A south-easterly gale, which started on June 24th, built for a day and a half. We were running before it quite comfortably under bare poles. At 00:15 on the morning of June 26th, at which point we were about 130 miles west of Cape Desolation on the west Greenland coast, a rogue wave caught us on the wrong quarter, gybing us round and then putting Mingming on her beam ends.
I had been dozing on the safe, downhill side of the boat. The gybe moved me to the uphill side, and as we went over I was flipped over onto my back and thrown across the cabin, catching my right side against the corner of the chart table.
I did not realise immediately that I had injured myself. My first concern was for my back, which had been wrenched during this short-haul flight and awkward landing. It was only a few minutes later, when I was getting us back on the correct heading, and had to reach for a steering line with my right hand, that I heard, as much as felt, a loud ‘click’ from my right rib cage – the click of two pieces of displaced bone slotting themselves back together again.
After a great deal of thought I decided that it wasn’t a good idea to keep on north up the Davis Strait. I had no idea of the extent to which a broken rib might incapacitate me.
I certainly did not want to be coping with dangerous ice conditions when physically hampered. The first objective of the voyage had been fulfilled; I would have to settle for that.

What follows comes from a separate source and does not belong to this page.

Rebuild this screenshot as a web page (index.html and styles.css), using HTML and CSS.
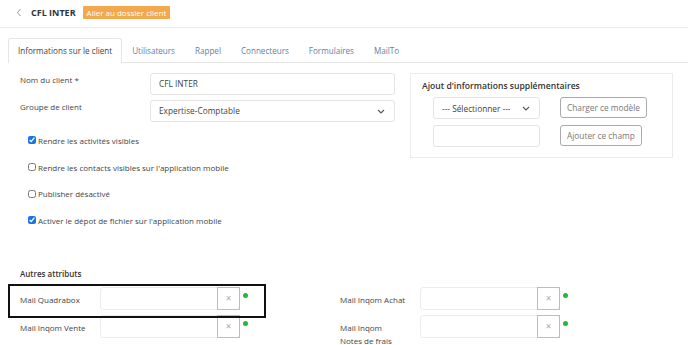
FILE: index.html
```html
<!DOCTYPE html>
<html lang="fr">
<head>
  <meta charset="UTF-8" />
  <title>CFL INTER</title>
  <link rel="stylesheet" href="styles.css">
</head>
<body>
  <!-- Header -->
  <div class="topbar">
    <span class="back">
      <svg width="6" height="9" viewBox="0 0 6 9"><path d="M4.5 1 L1.5 4.5 L4.5 8" fill="none" stroke="#999" stroke-width="1"/></svg>
    </span>
    <span class="client-name">CFL INTER</span>
    <span class="badge">Aller au dossier client</span>
  </div>

  <div class="page">
    <!-- Tabs -->
    <ul class="tabs">
      <li class="tab active">Informations sur le client</li>
      <li class="tab">Utilisateurs</li>
      <li class="tab">Rappel</li>
      <li class="tab">Connecteurs</li>
      <li class="tab">Formulaires</li>
      <li class="tab">MailTo</li>
    </ul>

    <div class="panel">
      <div class="top-row">
        <div class="client-form">
          <div class="form-row">
            <label>Nom du client *</label>
            <div class="field">CFL INTER</div>
          </div>
          <div class="form-row">
            <label>Groupe de client</label>
            <div class="field select">
              Expertise-Comptable
              <svg class="caret" width="8" height="5" viewBox="0 0 8 5"><path d="M1 1 L4 4 L7 1" fill="none" stroke="#555" stroke-width="1.1"/></svg>
            </div>
          </div>

          <div class="checks">
            <label class="check"><input type="checkbox" checked> Rendre les activités visibles</label>
            <label class="check"><input type="checkbox"> Rendre les contacts visibles sur l'application mobile</label>
            <label class="check"><input type="checkbox"> Publisher désactivé</label>
            <label class="check"><input type="checkbox" checked> Activer le dépot de fichier sur l'application mobile</label>
          </div>
        </div>

        <div class="extra-box">
          <h3>Ajout d'informations supplémentaires</h3>
          <div class="extra-row">
            <div class="small-field select">
              --- Sélectionner ---
              <svg class="caret" width="8" height="5" viewBox="0 0 8 5"><path d="M1 1 L4 4 L7 1" fill="none" stroke="#555" stroke-width="1.1"/></svg>
            </div>
            <button class="btn">Charger ce modèle</button>
          </div>
          <div class="extra-row">
            <div class="small-field"></div>
            <button class="btn">Ajouter ce champ</button>
          </div>
        </div>
      </div>

      <!-- Other attributes -->
      <div class="attributes">
        <h4>Autres attributs</h4>
        <div class="attr-grid">
          <div class="attr">
            <label>Mail Quadrabox</label>
            <div class="attr-input"><span class="clear">×</span></div>
            <span class="dot"></span>
          </div>
          <div class="attr">
            <label>Mail Inqom Achat</label>
            <div class="attr-input"><span class="clear">×</span></div>
            <span class="dot"></span>
          </div>
          <div class="attr">
            <label>Mail Inqom Vente</label>
            <div class="attr-input"><span class="clear">×</span></div>
            <span class="dot"></span>
          </div>
          <div class="attr">
            <label>Mail Inqom<br>Notes de frais</label>
            <div class="attr-input"><span class="clear">×</span></div>
            <span class="dot"></span>
          </div>
        </div>
        <div class="highlight"></div>
      </div>
    </div>
  </div>
</body>
</html>
```

FILE: styles.css
```css
* {
  box-sizing: border-box;
  margin: 0;
  padding: 0;
}
body {
  font-family: 'Open Sans', 'Noto Sans', Arial, sans-serif;
  font-size: 8px;
  color: #444;
  background-color: #fff;
  width: 688px;
  height: 345px;
  overflow: hidden;
}
.topbar {
  height: 28px;
  display: flex;
  align-items: center;
  padding: 0 0 2px 16px;
  border-bottom: 1px solid #ececec;
}
.back {
  display: flex;
  width: 15px;
}
.client-name {
  font-size: 9px;
  font-weight: 700;
  color: #333;
  margin-right: 7px;
}
.badge {
  background-color: #f2a84c;
  color: #fff;
  font-size: 8px;
  padding: 0 4px;
  line-height: 13px;
  border-radius: 1px;
}
.page {
  padding: 10px 0 0 8px;
}
.tabs {
  list-style: none;
  display: flex;
  border-bottom: 1px solid #e6e6e6;
}
.tab {
  padding: 0 9px;
  height: 24px;
  line-height: 23px;
  font-size: 8.1px;
  color: #5f7fa8;
  border: 1px solid transparent;
  border-bottom: none;
}
.tab.active {
  color: #444;
  border-color: #e6e6e6;
  border-radius: 3px 3px 0 0;
  background-color: #fff;
  margin-bottom: -1px;
  height: 25px;
}
.panel {
  padding: 10px 0 0 12px;
}
.top-row {
  display: flex;
  align-items: flex-start;
}
.client-form {
  width: 375px;
}
.form-row {
  display: flex;
  align-items: flex-start;
  margin-bottom: 5px;
}
.form-row label {
  width: 130px;
  padding-top: 1px;
  color: #444;
}
.field {
  flex: 1;
  height: 22px;
  border: 1px solid #e4e4e4;
  border-radius: 3px;
  padding: 0 8px;
  line-height: 20px;
  font-size: 8.3px;
  color: #444;
  display: flex;
  align-items: center;
}
.select {
  justify-content: space-between;
}
.caret {
  margin-right: 1px;
}
.checks {
  padding: 0 0 0 8px;
}
.check {
  display: flex;
  align-items: center;
  height: 26.7px;
  color: #444;
}
.check input {
  width: 8px;
  height: 8px;
  margin: 0 2px 0 0;
  accent-color: #1a73e8;
}
.extra-box {
  margin-left: 15px;
  width: 263px;
  height: 85px;
  border: 1px solid #ececec;
  padding: 6px 0 0 11px;
}
.extra-box h3 {
  font-size: 8.6px;
  font-weight: 600;
  color: #333;
  margin-bottom: 5px;
}
.extra-row {
  display: flex;
  align-items: flex-start;
  padding-left: 11px;
  margin-bottom: 6px;
}
.small-field {
  width: 107px;
  height: 22px;
  border: 1px solid #e4e4e4;
  border-radius: 3px;
  padding: 0 8px;
  font-size: 8.3px;
  color: #444;
  display: flex;
  align-items: center;
}
.btn {
  margin-left: 20px;
  height: 21px;
  padding: 0 6px;
  font-family: inherit;
  font-size: 8.3px;
  color: #777;
  background-color: #fff;
  border: 1px solid #aaa;
  border-radius: 3px;
}
.attributes {
  position: relative;
  margin-top: 34px;
}
.attributes h4 {
  font-size: 8px;
  font-weight: 600;
  color: #333;
  margin-bottom: 8px;
}
.attr-grid {
  display: grid;
  grid-template-columns: 320px 320px;
  row-gap: 5px;
}
.attr {
  display: flex;
  align-items: flex-start;
}
.attr label {
  width: 80px;
  padding: 6px 8px 0 0;
  line-height: 13px;
  color: #444;
}
.attr-input {
  width: 140px;
  height: 23px;
  border: 1px solid #ececec;
  border-radius: 3px;
  display: flex;
  justify-content: flex-end;
}
.clear {
  width: 23px;
  margin: -1px -1px -1px 0;
  border: 1px solid #bdbdbd;
  color: #aaa;
  font-size: 10px;
  display: flex;
  align-items: center;
  justify-content: center;
}
.dot {
  width: 5px;
  height: 5px;
  border-radius: 50%;
  background-color: #22b83a;
  margin: 6px 0 0 3px;
}
.highlight {
  position: absolute;
  left: -12px;
  top: 16px;
  width: 258px;
  height: 34px;
  border: 2.5px solid #111;
}
```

The storm came off over the next twelve hours, and at midday on June 26th, after thirty-four days at sea, I reluctantly turned for home. At that point we were in
60° 42’N 53° 29’W.
The return leg was a kind of inversion of the outward route. This time I headed south-east quickly, to get myself to 50°N and then run down my easting directly to the Lizard. I hit 50°N round about 28°W, and had an almost unbroken run of following westerly weather, and the benefit of the North Atlantic Current, to drive us home. I brought Mingming into Plymouth at 08:30 on 29th July, after 67 days at sea.
As someone with a fanatical interest in pelagic wildlife and a lifelong ornithologist, the highlight of the voyage came at 10:10 on Tuesday 13th July, when we had a very close encounter with, of all things, a black-browed albatross. Albatrosses are of course extremely rare in the northern hemisphere.
As I was in bird photographer mode, brought on by many weeks spent in the wintering grounds of another southern hemisphere breeder, the great shearwater, I was quick enough to take four shots of the albatross, despite the whole encounter lasting not more than forty seconds. I now have a photograph I will treasure for the rest of my life – Mingming and an albatross in the same frame. Absolutely amazing. The black-browed albatross, by the way has an eight foot-plus wing span.
The statistics for the voyage are as follows.
For the outward leg the noon-to-noon (straight-line) distances totalled 1995 miles, covered in 34 days at an average of 59 miles a day. The return leg totalled 2090 miles in 33 days at an average of 64 miles per day. Worst day was 10 miles (no wind), best was 100 miles (twice).
Total distance sailed was therefore 4085 miles at an average of 61 miles per day. Mingming and I have now covered about 16,000 ocean miles.